Sitting Before A Door

                Have you ever come to a door on your walk? You are walking along, doing the things that you know to do, and all of a sudden a door appears? You know in the back of your mind, in the depths of your
heart that God has been preparing you for this door, but instead of walking through it, you stop right in front of it. Something in you hesitates. Instead of walking through the door, you sit down in front of it and begin to pray. That is exactly what has taken place in my walk this week. A door has appeared. A door that I am pretty sure the Lord has put there, but because I know me, instead of walking through it, I sit down and begin to pray.
                “Let nothing be done through selfish ambition or conceit, but in lowliness of mind let each esteem others better than himself.” Philippians 2:3
                As I sat before this door this morning, I prayed to my Lord and my God about whether or not I should walk through it. Was this door really from Him? Or was I the one who made the door appear? It is my heart’s desire to be His, fully and completely His. It is my heart’s desire to be so full of Christ that I disappear. It is my desire that when I talk to people, when I write my blogs and the books He puts on my heart, that nothing of me is present. But I have to stop and ask myself every time I sit down to write, or speak- is this of me or is this of Him? Like the door that is before me, is this of me or is this of Him? Are the desires in my heart there because He put them there, or are they of my own making?
                “Delight yourself also in the Lord, and He shall give you the desires of your heart.” (Psalm 37:4) The Lord showed me many years ago that if I delight myself in Him, if I allow Him to be my all, then He will place in me His desires for my life. He will place in me the desires He has and the purposes that He has for me. But if I choose to delight myself in me, then these desires are not from Him but are of my own making. So, I ask myself, as I sit before this door, is this of me or is this of Him?
                So many times in my walk I have had to be humbled, and I thank Him for the humbling. (I don’t always like the way He humbles me, but I know it must be done!) When this door appeared, the first thought that came to my mind was “I am not able to do this!” I know that in me there is nothing worthy and nothing good, but I also know and am confident that who He is in me is greater than anything I can or ever will be. But the question I have been asking the Lord this morning is “Is this door about me, or is it from you?”
               
As I was praying and speaking the scripture in Philippians 2:3, I did a heart check. The door that is before me is a door I have wanted to walk through. So many things have taken place in the last year, and the Lord is showing me how these events have happened so that I can be right where I am- sitting in front of this door.

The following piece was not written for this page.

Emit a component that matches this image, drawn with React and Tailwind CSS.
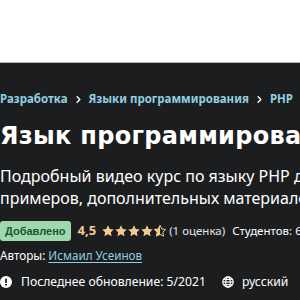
import React from "react";
import { ChevronRight } from "lucide-react";

function Star({ half }) {
  const d =
    "M6 0.3l1.75 3.6 3.95.55-2.85 2.75.7 3.95L6 9.3l-3.55 1.85.7-3.95L.3 4.45l3.95-.55z";
  return (
    <svg width="12" height="12" viewBox="0 0 12 12">
      <defs>
        <clipPath id="halfclip">
          <rect x="0" y="0" width="6" height="12" />
        </clipPath>
      </defs>
      {half ? (
        <>
          <path d={d} fill="none" stroke="#f3ca8c" strokeWidth="1" strokeLinejoin="round" />
          <path d={d} fill="#f3ca8c" clipPath="url(#halfclip)" />
        </>
      ) : (
        <path d={d} fill="#f3ca8c" />
      )}
    </svg>
  );
}

function App() {
  return (
    <div className="w-[300px] h-[300px] overflow-hidden bg-white font-['Noto_Sans',sans-serif]">
      {/* top white header */}
      <div className="h-[63px] bg-white border-b border-[#b4b4b4]"></div>

      <div className="bg-[#1c1d1f] h-[237px] pt-[28px] text-white whitespace-nowrap overflow-hidden">
        {/* breadcrumbs */}
        <div className="flex items-center text-[11.5px] leading-[16px] font-bold text-[#8fd0e3]">
          <span>Разработка</span>
          <ChevronRight size={11} strokeWidth={3} className="mx-[5px] text-white" />
          <span>Языки программирования</span>
          <ChevronRight size={11} strokeWidth={3} className="mx-[5px] text-white" />
          <span>PHP</span>
        </div>

        <h1 className="mt-[15px] text-[24px] leading-[28px] font-bold font-['DejaVu_Sans',sans-serif] tracking-[0.3px]">
          Язык программирования PHP
        </h1>

        <p className="mt-[15px] text-[16px] leading-[22px]">
          Подробный видео курс по языку PHP для начинающих
          <br />
          примеров, дополнительных материалов и заданий
        </p>

        <div className="mt-[12px] flex items-center h-[20px] text-[11.5px]">
          <span className="h-[20px] px-[5px] flex items-center rounded-[3px] bg-[#9fd8ab] text-[#1f5130] font-bold text-[11px] font-['Liberation_Sans',sans-serif]">
            Добавлено
          </span>
          <span className="ml-[7px] font-bold text-[13px] text-[#f3ca8c]">4,5</span>
          <span className="ml-[6px] flex gap-[1px]">
            <Star />
            <Star />
            <Star />
            <Star />
            <Star half />
          </span>
          <span className="ml-[3px] text-[#e6e6e6]">(1 оценка)</span>
          <span className="ml-[7px]">Студентов: 6</span>
        </div>

        <div className="mt-[5px] text-[11.7px] leading-[18px]">
          Авторы: <span className="text-[#8fd0e3] underline underline-offset-2">Исмаил Усеинов</span>
        </div>

        <div className="mt-[8px] flex items-center text-[12.2px] leading-[20px]">
          <svg width="12" height="12" viewBox="0 0 12 12">
            <circle cx="6" cy="6" r="6" fill="#ffffff" />
            <rect x="5.1" y="2.5" width="1.8" height="4.5" rx="0.6" fill="#1c1d1f" />
            <circle cx="6" cy="8.8" r="1" fill="#1c1d1f" />
          </svg>
          <span className="ml-[9px]">Последнее обновление: 5/2021</span>
          <svg className="ml-[16px]" width="12" height="12" viewBox="0 0 12 12" fill="none" stroke="#ffffff" strokeWidth="1.2">
            <circle cx="6" cy="6" r="5.2" />
            <ellipse cx="6" cy="6" rx="2.3" ry="5.2" />
            <line x1="0.8" y1="6" x2="11.2" y2="6" />
            <line x1="1.6" y1="3.3" x2="10.4" y2="3.3" />
            <line x1="1.6" y1="8.7" x2="10.4" y2="8.7" />
          </svg>
          <span className="ml-[8px]">русский</span>
        </div>
      </div>
    </div>
  );
}

export default App;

But, why do I want to walk through it? It is not so much that I don’t want to walk through it, because I do- but why do I want to walk through it? It is for my own self and my own glory, or is it for Him and His glory? I believe we all, when faced with these doors and windows of opportunity need to take a moment to sit down and pray before we walk through them. We need to do a heart check and seek His will before we go any farther.
                Paul tells us to “let nothing be done through selfish ambition”. Nothing means nada, zilch, zip, zero; nothing- not one thing is supposed to be done that is done through any kind of self will. Nothing in my life, in my actions, in my words, nothing is supposed to be done with me in mind. I am to be doing everything for Him and through Him alone. It is not about me- never, and will never be about me.  Then Paul tells us that all our doings and sayings should not be done through selfish ambition. In the King James Version, the word used in place of selfish ambition, is strife, “let nothing be done through strife.”

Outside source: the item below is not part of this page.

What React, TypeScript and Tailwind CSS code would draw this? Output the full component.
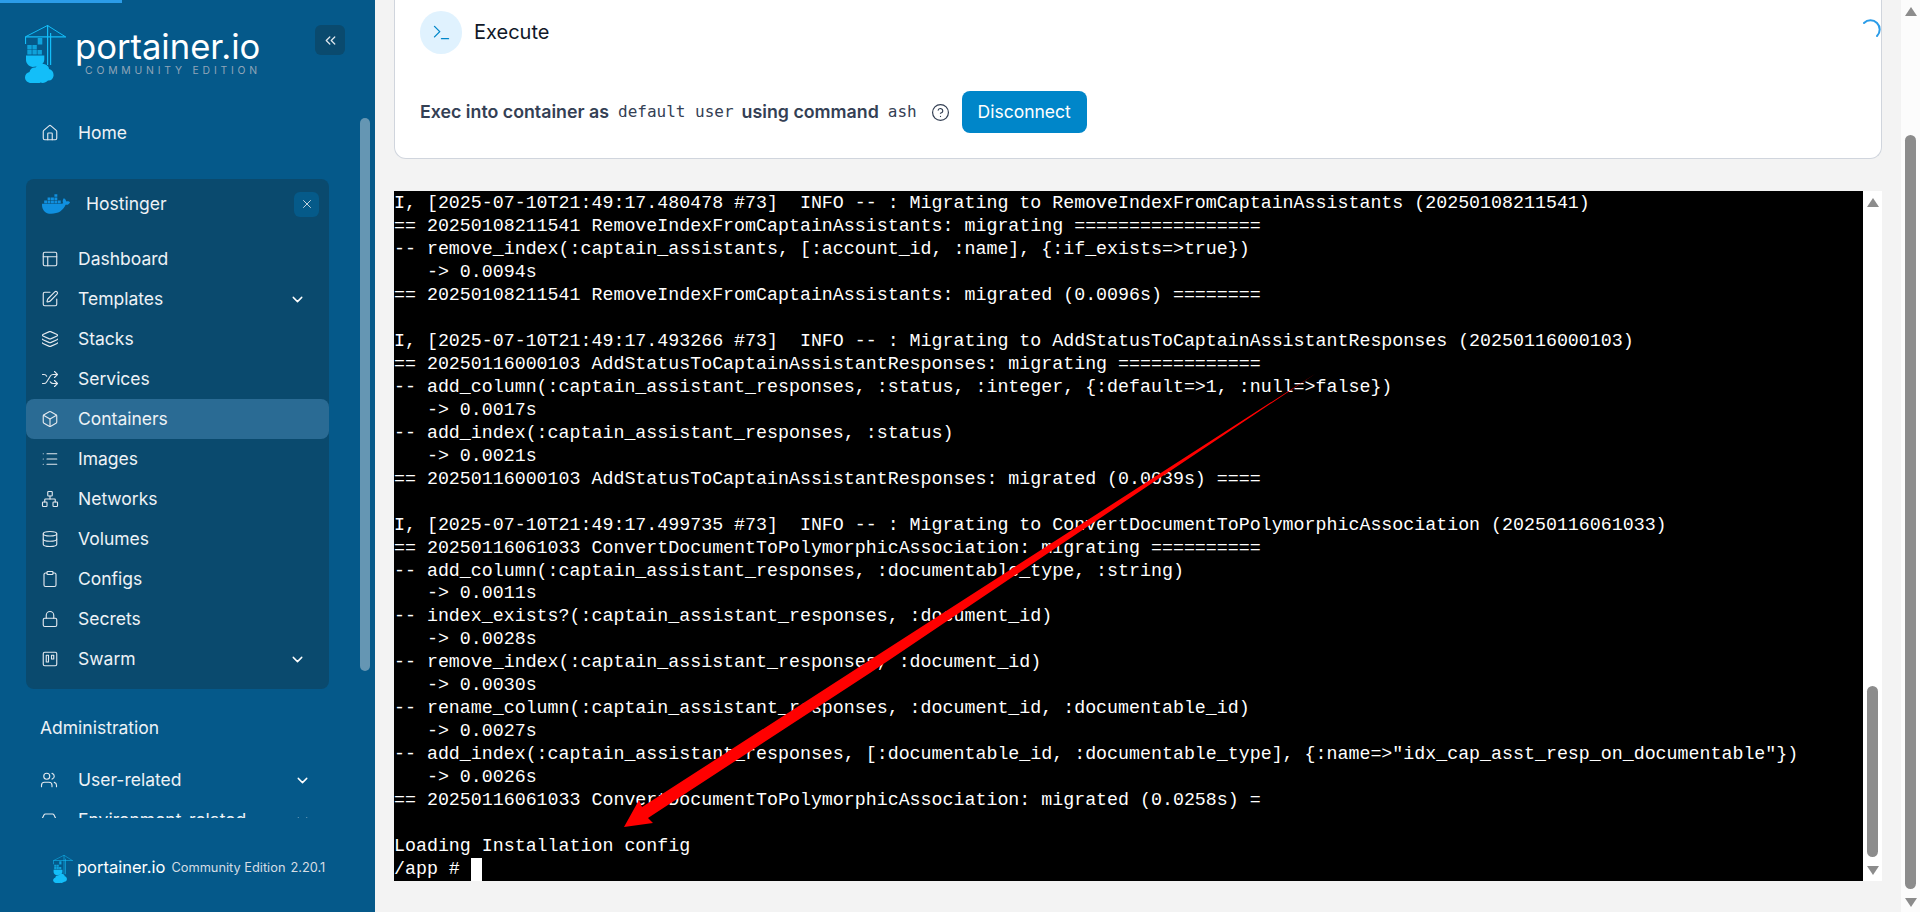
import React from 'react';
import { Home, PanelsTopLeft, SquarePen, Layers, Shuffle, Box, List, Network, Database, Clipboard, Lock, Trello, Users, HardDrive, ChevronDown, ChevronsLeft, X, Terminal, CircleHelp } from 'lucide-react';
import { FaDocker } from 'react-icons/fa';

const LOG = `I, [2025-07-10T21:49:17.480478 #73]  INFO -- : Migrating to RemoveIndexFromCaptainAssistants (20250108211541)
== 20250108211541 RemoveIndexFromCaptainAssistants: migrating =================
-- remove_index(:captain_assistants, [:account_id, :name], {:if_exists=>true})
   -> 0.0094s
== 20250108211541 RemoveIndexFromCaptainAssistants: migrated (0.0096s) ========

I, [2025-07-10T21:49:17.493266 #73]  INFO -- : Migrating to AddStatusToCaptainAssistantResponses (20250116000103)
== 20250116000103 AddStatusToCaptainAssistantResponses: migrating =============
-- add_column(:captain_assistant_responses, :status, :integer, {:default=>1, :null=>false})
   -> 0.0017s
-- add_index(:captain_assistant_responses, :status)
   -> 0.0021s
== 20250116000103 AddStatusToCaptainAssistantResponses: migrated (0.0039s) ====

I, [2025-07-10T21:49:17.499735 #73]  INFO -- : Migrating to ConvertDocumentToPolymorphicAssociation (20250116061033)
== 20250116061033 ConvertDocumentToPolymorphicAssociation: migrating ==========
-- add_column(:captain_assistant_responses, :documentable_type, :string)
   -> 0.0011s
-- index_exists?(:captain_assistant_responses, :document_id)
   -> 0.0028s
-- remove_index(:captain_assistant_responses, :document_id)
   -> 0.0030s
-- rename_column(:captain_assistant_responses, :document_id, :documentable_id)
   -> 0.0027s
-- add_index(:captain_assistant_responses, [:documentable_id, :documentable_type], {:name=>"idx_cap_asst_resp_on_documentable"})
   -> 0.0026s
== 20250116061033 ConvertDocumentToPolymorphicAssociation: migrated (0.0258s) =

Loading Installation config`;

function Logo({ className }: { className: string }) {
  return (
    <svg viewBox="0 0 41 58" className={className} fill="#13bef9">
      <path d="M0 11.2h41v1.2H0z" />
      <path d="M22.5 0.5 L1 11.5 M22.5 0.5 L40 11.5" stroke="#13bef9" strokeWidth="1" fill="none" />
      <path d="M22 0h1.2v40H22zM25 8h1.2v32H25z" />
      <path d="M0 12h1.1v7H0z" />
      <path d="M12.7 13h4.6v6.6h-4.6z" opacity=".75" />
      <path d="M2.3 20h4.4v4.4H2.3zM7.4 20h4.4v4.4H7.4zM2.3 25h4.4v4.4H2.3zM7.4 25h4.4v4.4H7.4zM12.5 25h4.4v4.4h-4.4z" opacity=".72" />
      <path d="M1 30.5h18.3v4c0 3-2 5-4 5.500-3 1-5 2-8 2-4-1-6.300-4-6.300-7z" />
      <path d="M6 58c-3 0-6-2.500-6-5.500 0-3 2-5 4.500-5.500.5-3 3-5 6-4.500 2-3 6-5 10-3 2.500 1 3.500 3 3.500 4.500 3 .5 5 3.500 4.500 7-.5 3-2.500 5-5.500 4.500-2 2-5 3-7.500 2-2 1.500-6 1.500-10 .5z" />
    </svg>
  );
}

function Item({ icon: Icon, label, chevron, active }: { icon: React.ElementType; label: string; chevron?: boolean; active?: boolean }) {
  return (
    <div className={`flex h-10 items-center rounded-lg pl-[15px] pr-[23px] ${active ? 'bg-[#2a6b94]' : ''}`}>
      <Icon className="h-[18px] w-[18px] shrink-0 text-[#e4e9ef]" strokeWidth={1.5} />
      <span className="ml-[19px] flex-1 text-[17.5px] text-[#eef2f6]">{label}</span>
      {chevron && <ChevronDown className="h-[17px] w-[17px] text-white" strokeWidth={2} />}
    </div>
  );
}

function Arrow({ up }: { up?: boolean }) {
  return (
    <div className={`h-0 w-0 border-x-[6px] border-x-transparent ${up ? 'border-b-[9px] border-b-[#8c8c8c]' : 'border-t-[9px] border-t-[#8c8c8c]'}`} />
  );
}

export default function App() {
  const env = [
    { icon: PanelsTopLeft, label: 'Dashboard' },
    { icon: SquarePen, label: 'Templates', chevron: true },
    { icon: Layers, label: 'Stacks' },
    { icon: Shuffle, label: 'Services' },
    { icon: Box, label: 'Containers', active: true },
    { icon: List, label: 'Images' },
    { icon: Network, label: 'Networks' },
    { icon: Database, label: 'Volumes' },
    { icon: Clipboard, label: 'Configs' },
    { icon: Lock, label: 'Secrets' },
    { icon: Trello, label: 'Swarm', chevron: true },
  ];
  return (
    <div className="relative flex h-[912px] w-[1920px] overflow-hidden bg-[#f3f3f3] font-['Inter',sans-serif]">
      <div className="absolute left-0 top-0 z-20 h-[3px] w-[122px] bg-[#2b9ce8]" />

      <aside className="relative flex h-full w-[375px] shrink-0 flex-col bg-[#05598a]">
        <div className="flex h-[119px] shrink-0 items-start pl-[25px] pt-[25px]">
          <Logo className="h-[58px] w-[41px] shrink-0" />
          <div className="ml-[9px] flex w-[190px] shrink-0 flex-col">
            <span className="mt-[2px] whitespace-nowrap text-[34.6px] font-normal leading-[38px] text-white">portainer.io</span>
            <span className="ml-[10px] mt-[-1px] whitespace-nowrap text-[10.4px] leading-[14px] tracking-[3.8px] text-[#8fa5b8]">COMMUNITY EDITION</span>
          </div>
          <div className="ml-[50px] flex h-[30px] w-[30px] shrink-0 items-center justify-center rounded-md bg-[#0a4a6e]">
            <ChevronsLeft className="h-[17px] w-[17px] text-[#dfe6ec]" strokeWidth={1.8} />
          </div>
        </div>

        <nav className="h-[699px] shrink-0 overflow-hidden">
          <div className="ml-[25px] flex h-[28px] w-[310px] items-center pl-[16px]">
            <Home className="h-[18px] w-[18px] text-[#e4e9ef]" strokeWidth={1.5} />
            <span className="ml-[19px] text-[17.5px] text-[#eef2f6]">Home</span>
          </div>

          <div className="ml-[26px] mt-[32px] w-[303px] rounded-lg bg-[#0a4a6e] pb-[10px]">
            <div className="flex h-[48px] items-center pl-[16px] pr-[10px] pt-[2px]">
              <FaDocker className="h-[26px] w-[28px] text-[#1090e0]" />
              <span className="ml-[16px] flex-1 text-[17.5px] text-[#eef2f6]">Hostinger</span>
              <div className="flex h-[25px] w-[25px] items-center justify-center rounded-md bg-[#055a89]">
                <X className="h-[14px] w-[14px] text-[#dfe6ec]" strokeWidth={1.5} />
              </div>
            </div>
            <div className="mt-[12px]">
              {env.map((e) => (
                <Item key={e.label} {...e} />
              ))}
            </div>
          </div>

          <div className="ml-[40px] mt-[25px] text-[17.5px] leading-[28px] text-[#eef2f6]">Administration</div>

          <div className="ml-[25px] mt-[18px] w-[310px]">
            <div className="flex h-10 items-center pl-[15px] pr-[24px]">
              <Users className="h-[18px] w-[18px] text-[#e4e9ef]" strokeWidth={1.5} />
              <span className="ml-[20px] flex-1 text-[17.5px] text-[#eef2f6]">User-related</span>
              <ChevronDown className="h-[17px] w-[17px] text-white" strokeWidth={2} />
            </div>
            <div className="flex h-10 items-center pl-[15px] pr-[24px]">
              <HardDrive className="h-[18px] w-[18px] text-[#e4e9ef]" strokeWidth={1.5} />
              <span className="ml-[20px] flex-1 text-[17.5px] text-[#eef2f6]">Environment-related</span>
              <ChevronDown className="h-[17px] w-[17px] text-white" strokeWidth={2} />
            </div>
          </div>
        </nav>

        <div className="flex flex-1 items-start pl-[53px] pt-[37px]">
          <Logo className="h-[28px] w-[20px] shrink-0" />
          <span className="ml-[4px] mt-[1px] whitespace-nowrap text-[16.5px] leading-[22px] text-white">portainer.io</span>
          <span className="ml-[6px] mt-[3px] whitespace-nowrap text-[12.8px] leading-[20px] text-[#d5dde4]">Community Edition</span>
          <span className="ml-[5px] mt-[3px] text-[12.8px] leading-[20px] text-[#d5dde4]">2.20.1</span>
        </div>

        <div className="absolute left-[360px] top-[118px] h-[553px] w-[10px] rounded-md bg-[#6596b3]" />
      </aside>

      <main className="flex min-w-0 flex-1 flex-col pl-[19px] pr-[19px]">
        <section className="relative h-[159px] w-[1488px] shrink-0 rounded-b-xl border-x border-b border-[#d0d5dd] bg-white pl-[25px]">
          <div className="flex items-center pt-[11px]">
            <div className="flex h-[43px] w-[42px] items-center justify-center rounded-full bg-[#e0f2fe]">
              <Terminal className="h-[21px] w-[21px] text-[#0086c9]" strokeWidth={1.6} />
            </div>
            <span className="ml-[12px] -translate-y-px text-[20px] text-[#101828]">Execute</span>
          </div>
          <div className="mt-[37px] flex items-center">
            <span className="text-[17.8px] font-semibold text-[#344054]">Exec into container as</span>
            <code className="ml-[9px] font-['DejaVu_Sans_Mono',monospace] text-[16px] text-[#344054]">default user</code>
            <span className="ml-[8px] text-[17.8px] font-semibold text-[#344054]">using command</span>
            <code className="ml-[9px] font-['DejaVu_Sans_Mono',monospace] text-[16px] text-[#344054]">ash</code>
            <CircleHelp className="ml-[14px] h-[19px] w-[19px] text-[#344054]" strokeWidth={1.5} />
            <button className="ml-[12px] flex h-[42px] w-[125px] items-center justify-center rounded-lg bg-[#0086c9] text-[17.5px] text-white">Disconnect</button>
          </div>
          <svg viewBox="0 0 20 20" className="absolute right-[-1px] top-[19px] h-5 w-5">
            <path d="M2 4 A 8.5 8.5 0 0 1 15 17" fill="none" stroke="#2b9ce8" strokeWidth="2" strokeLinecap="round" />
          </svg>
        </section>

        <section className="relative mt-[32px] flex h-[690px] w-[1488px] shrink-0 overflow-hidden">
          <div className="w-[1469px] shrink-0 overflow-hidden bg-black pt-[1px]">
            <pre className="font-['Liberation_Mono',monospace] text-[18.3px] leading-[22.97px] text-white">{LOG}{'\n/app # '}<span className="inline-block h-[23px] w-[11px] align-top bg-white" /></pre>
          </div>
          <div className="flex w-[19px] shrink-0 flex-col items-center bg-white pt-[7px]">
            <Arrow up />
            <div className="mt-[479px] h-[171px] w-[11px] rounded-md bg-[#8c8c8c]" />
            <div className="mt-[9px]"><Arrow /></div>
          </div>
        </section>
      </main>

      <div className="flex w-[19px] shrink-0 flex-col items-center bg-[#fcfcfc] pt-[7px]">
        <Arrow up />
        <div className="mt-[119px] h-[754px] w-[11px] rounded-md bg-[#8c8c8c]" />
        <div className="mt-[9px]"><Arrow /></div>
      </div>

      <svg className="pointer-events-none absolute inset-0 z-10 h-[912px] w-[1920px]" viewBox="0 0 1920 912">
        <path d="M1315 374 L1153 478 L870 660 L642 807 L639 800 L624 827 L653 823 L648 818 L870 673 L1153 482.500 Z" fill="#ff0000" />
      </svg>
    </div>
  );
}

Both of these words have the same meaning. Strife and selfish ambition is a desire to put our own selves forward. It is a desire to be seen, heard and known. It is a self-seeking desire that grows from a prideful heart. (The Lord knows I have pride!) Selfish ambition, strife, self-centeredness is a result of our will against the will of our God. If I desire to walk through this door for any other reason than His glory, then I am walking in selfish ambition, strife, self-centeredness and pride, and that is not God’s will for me.
                So how then do I know if I this door is for me to walk through? I am pretty sure it is. I believe the Lord has given me confirmation, but I do not want to walk through it until He deals with the pride that may follow me through. My pride is sometimes like a shadow, it follows me around, I don’t always notice it, but it is there, just waiting to get ahead. Every one of us is faced with a door, an opportunity that we believe the Lord has prepared us for. Whether it is a ministry opportunity, a place for you to serve Him, whatever your door is, stop for a moment, sit and pray before you walk through it. Ask yourself why you want to walk through the door? Is the desire yours or is it His desire working in you?

                If we walk through that door in with any mind other than humble submission to His will, then we are walking in selfish ambition and conceit. If our opinions of our selves and our talents are greater than our opinion of our God, then we are walking in selfish ambition. If we think that we can do it without Him, then we are selfish and self-centered. Jesus tells us that if we desire to come after Him, if we desire to be His, then we must deny ourselves and take up our crosses. (Matthew 16:24) We must lay down any and all things that are of our own making and take up all the He is. Jesus is humble, and He was a servant to the will of the Father, we must be the same.
                I do not know if this door will open, or where it will lead. But I do know that if I walk through it then it has to be Him turning the doorknob and Him opening it for me. I cannot go through this door if I am seeking to glorify myself or any part of me. It must be Him and Him alone. I can no longer allow me to get in the way. No matter what it is that we do, no matter where it is that He leads us, if we are in it then we are not in His will. The door that is before me is not based off of my abilities, or my talents, it is a door that says to me, “Empty yourself of you and follow Me.” It is a door that says, “It is not about you- it is about Me.”  The doors and windows before us are opportunities to glorify Him, to fulfill the purposes He has pre-planned and predestined us for. (Ephesians 2:10) But if anything in me seeks my desires before Him, then I need to sit and pray before I walk any farther.

                Father God, these doors and windows that you have placed before us are from You. They are the ways in which we need to walk, but Father, I pray that nothing in me be about me, that it only is You and You only working through me for Your glory. These desires in my heart, if they are of me, then I pray for purging, I pray for pruning until all that is left is You, Your heart, Your hope, Your love, Your grace, Your desires being fulfilled in me. May all that I do, may all that I say, may all that I am bring glory, honor and praise to You only. In Jesus Christ’s name I do pray. Amen and Amen.